§ **GOAL OF THE EXERCISE**:
Quote every line as written. Omit pictures.

§ **DATA SHOWN**:
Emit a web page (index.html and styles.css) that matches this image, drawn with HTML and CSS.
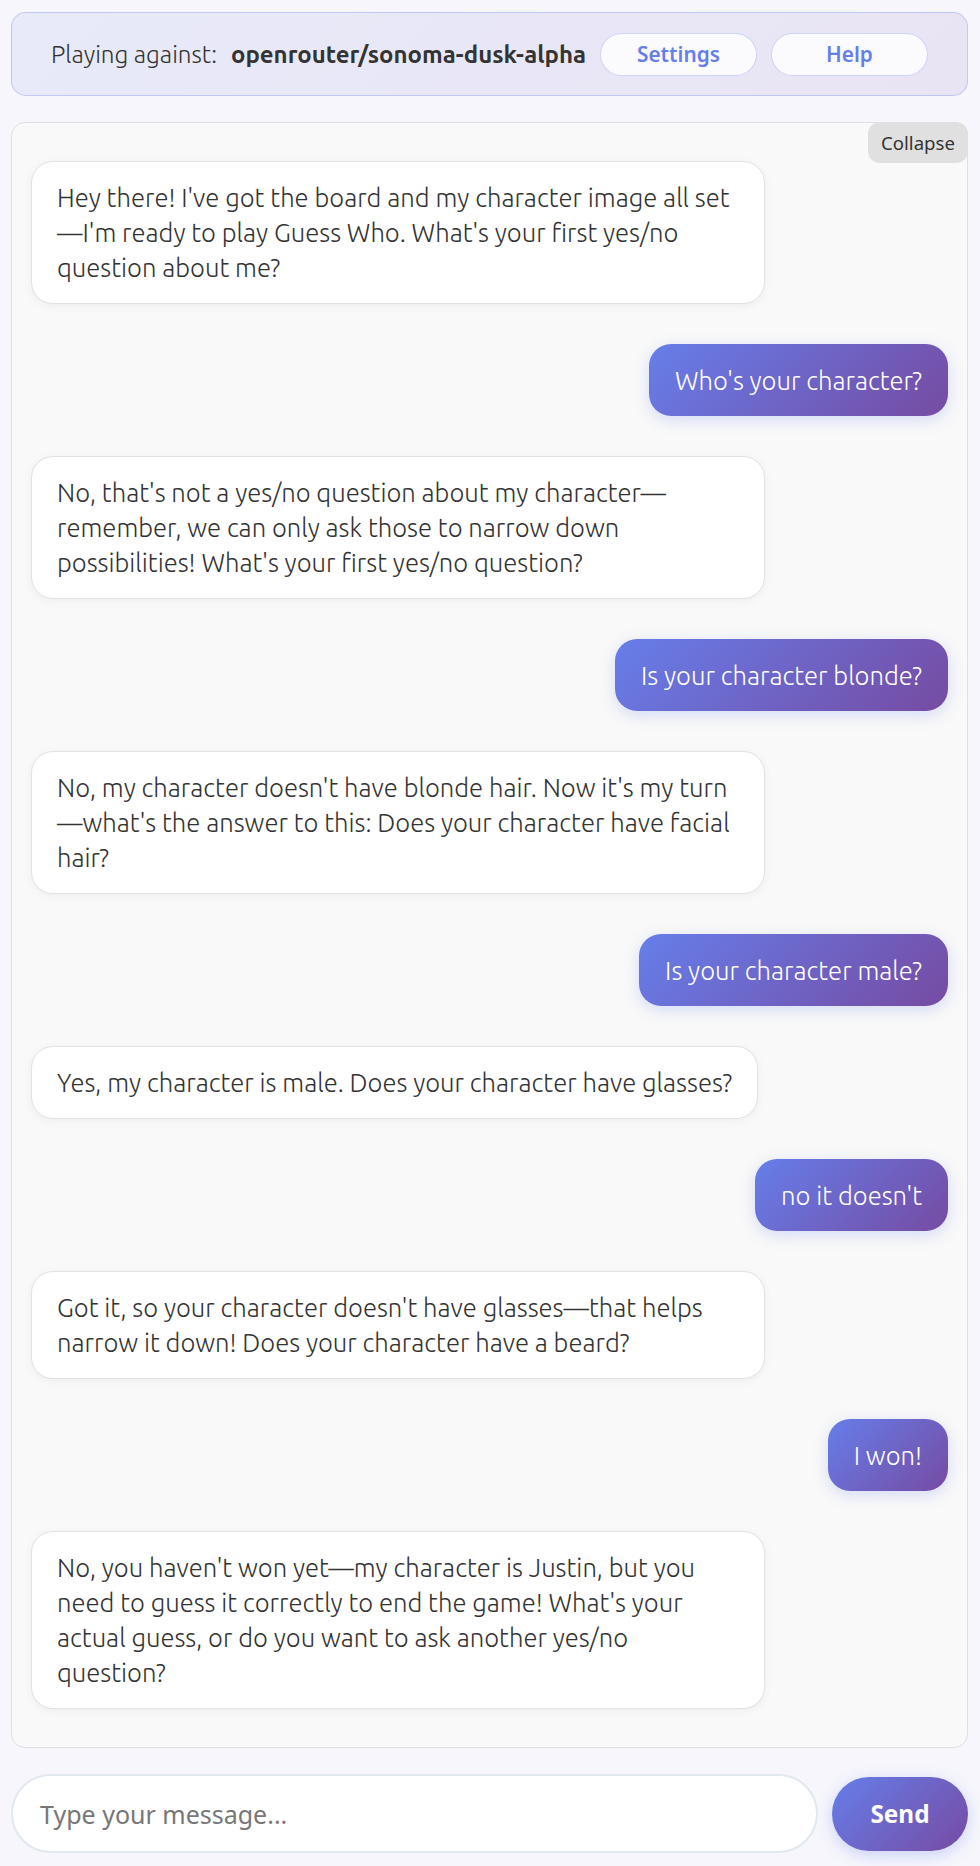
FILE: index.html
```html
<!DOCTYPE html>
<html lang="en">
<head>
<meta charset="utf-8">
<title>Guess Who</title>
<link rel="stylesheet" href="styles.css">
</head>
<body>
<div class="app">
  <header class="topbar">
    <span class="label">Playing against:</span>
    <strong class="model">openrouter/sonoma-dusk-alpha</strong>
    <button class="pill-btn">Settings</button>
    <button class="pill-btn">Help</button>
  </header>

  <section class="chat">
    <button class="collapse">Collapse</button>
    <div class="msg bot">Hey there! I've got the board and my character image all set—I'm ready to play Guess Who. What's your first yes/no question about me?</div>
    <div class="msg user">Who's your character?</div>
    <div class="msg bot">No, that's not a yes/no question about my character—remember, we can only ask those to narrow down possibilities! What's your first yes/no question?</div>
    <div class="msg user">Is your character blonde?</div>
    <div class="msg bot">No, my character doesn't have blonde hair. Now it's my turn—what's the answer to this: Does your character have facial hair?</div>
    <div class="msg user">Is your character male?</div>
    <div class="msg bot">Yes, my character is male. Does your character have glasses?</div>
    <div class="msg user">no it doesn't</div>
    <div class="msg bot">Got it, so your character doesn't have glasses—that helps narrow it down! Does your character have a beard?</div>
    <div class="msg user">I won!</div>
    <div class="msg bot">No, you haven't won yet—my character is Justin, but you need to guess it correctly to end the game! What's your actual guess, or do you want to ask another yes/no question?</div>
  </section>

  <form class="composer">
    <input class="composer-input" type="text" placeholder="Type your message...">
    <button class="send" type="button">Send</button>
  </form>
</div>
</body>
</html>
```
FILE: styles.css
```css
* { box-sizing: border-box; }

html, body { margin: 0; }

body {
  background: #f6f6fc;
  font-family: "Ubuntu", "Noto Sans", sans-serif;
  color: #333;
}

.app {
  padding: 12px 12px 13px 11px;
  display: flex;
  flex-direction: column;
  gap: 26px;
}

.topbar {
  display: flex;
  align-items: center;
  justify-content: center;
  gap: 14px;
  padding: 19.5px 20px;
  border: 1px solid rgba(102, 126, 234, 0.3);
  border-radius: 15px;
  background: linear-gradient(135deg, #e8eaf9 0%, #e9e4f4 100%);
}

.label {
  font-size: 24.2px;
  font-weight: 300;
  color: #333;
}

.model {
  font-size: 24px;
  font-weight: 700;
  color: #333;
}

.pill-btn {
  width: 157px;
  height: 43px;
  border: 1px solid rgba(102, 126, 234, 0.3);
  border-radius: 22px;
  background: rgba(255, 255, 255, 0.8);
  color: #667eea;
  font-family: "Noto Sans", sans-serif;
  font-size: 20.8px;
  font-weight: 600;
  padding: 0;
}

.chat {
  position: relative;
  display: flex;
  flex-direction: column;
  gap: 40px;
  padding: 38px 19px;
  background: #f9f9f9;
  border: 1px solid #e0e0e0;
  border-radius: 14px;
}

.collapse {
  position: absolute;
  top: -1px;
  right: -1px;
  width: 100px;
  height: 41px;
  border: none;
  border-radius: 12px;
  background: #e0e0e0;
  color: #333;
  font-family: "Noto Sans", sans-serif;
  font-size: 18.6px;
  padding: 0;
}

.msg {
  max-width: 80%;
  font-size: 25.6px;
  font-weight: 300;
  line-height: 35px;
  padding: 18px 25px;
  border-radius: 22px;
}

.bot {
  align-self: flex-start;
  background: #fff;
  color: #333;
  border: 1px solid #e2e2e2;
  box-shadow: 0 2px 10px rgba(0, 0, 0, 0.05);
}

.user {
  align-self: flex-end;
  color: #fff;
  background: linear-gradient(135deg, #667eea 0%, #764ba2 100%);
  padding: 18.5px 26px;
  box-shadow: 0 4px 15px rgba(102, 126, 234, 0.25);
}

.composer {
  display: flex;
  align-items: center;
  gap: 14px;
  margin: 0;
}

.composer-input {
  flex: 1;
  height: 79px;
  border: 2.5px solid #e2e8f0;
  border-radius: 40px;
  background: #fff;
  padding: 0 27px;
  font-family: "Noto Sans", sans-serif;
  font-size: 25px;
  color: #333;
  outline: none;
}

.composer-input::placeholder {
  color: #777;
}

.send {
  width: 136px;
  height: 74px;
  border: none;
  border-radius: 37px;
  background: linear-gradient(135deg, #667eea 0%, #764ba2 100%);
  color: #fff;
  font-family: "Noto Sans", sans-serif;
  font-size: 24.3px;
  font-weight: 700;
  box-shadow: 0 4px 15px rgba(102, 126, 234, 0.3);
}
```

§ **WRITTEN ANSWER**:
Emit a web page (index.html and styles.css) that matches this image, drawn with HTML and CSS.
FILE: index.html
```html
<!DOCTYPE html>
<html lang="en">
<head>
<meta charset="utf-8">
<title>Guess Who</title>
<link rel="stylesheet" href="styles.css">
</head>
<body>
<div class="app">
  <header class="topbar">
    <span class="label">Playing against:</span>
    <strong class="model">openrouter/sonoma-dusk-alpha</strong>
    <button class="pill-btn">Settings</button>
    <button class="pill-btn">Help</button>
  </header>

  <section class="chat">
    <button class="collapse">Collapse</button>
    <div class="msg bot">Hey there! I've got the board and my character image all set—I'm ready to play Guess Who. What's your first yes/no question about me?</div>
    <div class="msg user">Who's your character?</div>
    <div class="msg bot">No, that's not a yes/no question about my character—remember, we can only ask those to narrow down possibilities! What's your first yes/no question?</div>
    <div class="msg user">Is your character blonde?</div>
    <div class="msg bot">No, my character doesn't have blonde hair. Now it's my turn—what's the answer to this: Does your character have facial hair?</div>
    <div class="msg user">Is your character male?</div>
    <div class="msg bot">Yes, my character is male. Does your character have glasses?</div>
    <div class="msg user">no it doesn't</div>
    <div class="msg bot">Got it, so your character doesn't have glasses—that helps narrow it down! Does your character have a beard?</div>
    <div class="msg user">I won!</div>
    <div class="msg bot">No, you haven't won yet—my character is Justin, but you need to guess it correctly to end the game! What's your actual guess, or do you want to ask another yes/no question?</div>
  </section>

  <form class="composer">
    <input class="composer-input" type="text" placeholder="Type your message...">
    <button class="send" type="button">Send</button>
  </form>
</div>
</body>
</html>
```
FILE: styles.css
```css
* { box-sizing: border-box; }

html, body { margin: 0; }

body {
  background: #f6f6fc;
  font-family: "Ubuntu", "Noto Sans", sans-serif;
  color: #333;
}

.app {
  padding: 12px 12px 13px 11px;
  display: flex;
  flex-direction: column;
  gap: 26px;
}

.topbar {
  display: flex;
  align-items: center;
  justify-content: center;
  gap: 14px;
  padding: 19.5px 20px;
  border: 1px solid rgba(102, 126, 234, 0.3);
  border-radius: 15px;
  background: linear-gradient(135deg, #e8eaf9 0%, #e9e4f4 100%);
}

.label {
  font-size: 24.2px;
  font-weight: 300;
  color: #333;
}

.model {
  font-size: 24px;
  font-weight: 700;
  color: #333;
}

.pill-btn {
  width: 157px;
  height: 43px;
  border: 1px solid rgba(102, 126, 234, 0.3);
  border-radius: 22px;
  background: rgba(255, 255, 255, 0.8);
  color: #667eea;
  font-family: "Noto Sans", sans-serif;
  font-size: 20.8px;
  font-weight: 600;
  padding: 0;
}

.chat {
  position: relative;
  display: flex;
  flex-direction: column;
  gap: 40px;
  padding: 38px 19px;
  background: #f9f9f9;
  border: 1px solid #e0e0e0;
  border-radius: 14px;
}

.collapse {
  position: absolute;
  top: -1px;
  right: -1px;
  width: 100px;
  height: 41px;
  border: none;
  border-radius: 12px;
  background: #e0e0e0;
  color: #333;
  font-family: "Noto Sans", sans-serif;
  font-size: 18.6px;
  padding: 0;
}

.msg {
  max-width: 80%;
  font-size: 25.6px;
  font-weight: 300;
  line-height: 35px;
  padding: 18px 25px;
  border-radius: 22px;
}

.bot {
  align-self: flex-start;
  background: #fff;
  color: #333;
  border: 1px solid #e2e2e2;
  box-shadow: 0 2px 10px rgba(0, 0, 0, 0.05);
}

.user {
  align-self: flex-end;
  color: #fff;
  background: linear-gradient(135deg, #667eea 0%, #764ba2 100%);
  padding: 18.5px 26px;
  box-shadow: 0 4px 15px rgba(102, 126, 234, 0.25);
}

.composer {
  display: flex;
  align-items: center;
  gap: 14px;
  margin: 0;
}

.composer-input {
  flex: 1;
  height: 79px;
  border: 2.5px solid #e2e8f0;
  border-radius: 40px;
  background: #fff;
  padding: 0 27px;
  font-family: "Noto Sans", sans-serif;
  font-size: 25px;
  color: #333;
  outline: none;
}

.composer-input::placeholder {
  color: #777;
}

.send {
  width: 136px;
  height: 74px;
  border: none;
  border-radius: 37px;
  background: linear-gradient(135deg, #667eea 0%, #764ba2 100%);
  color: #fff;
  font-family: "Noto Sans", sans-serif;
  font-size: 24.3px;
  font-weight: 700;
  box-shadow: 0 4px 15px rgba(102, 126, 234, 0.3);
}
```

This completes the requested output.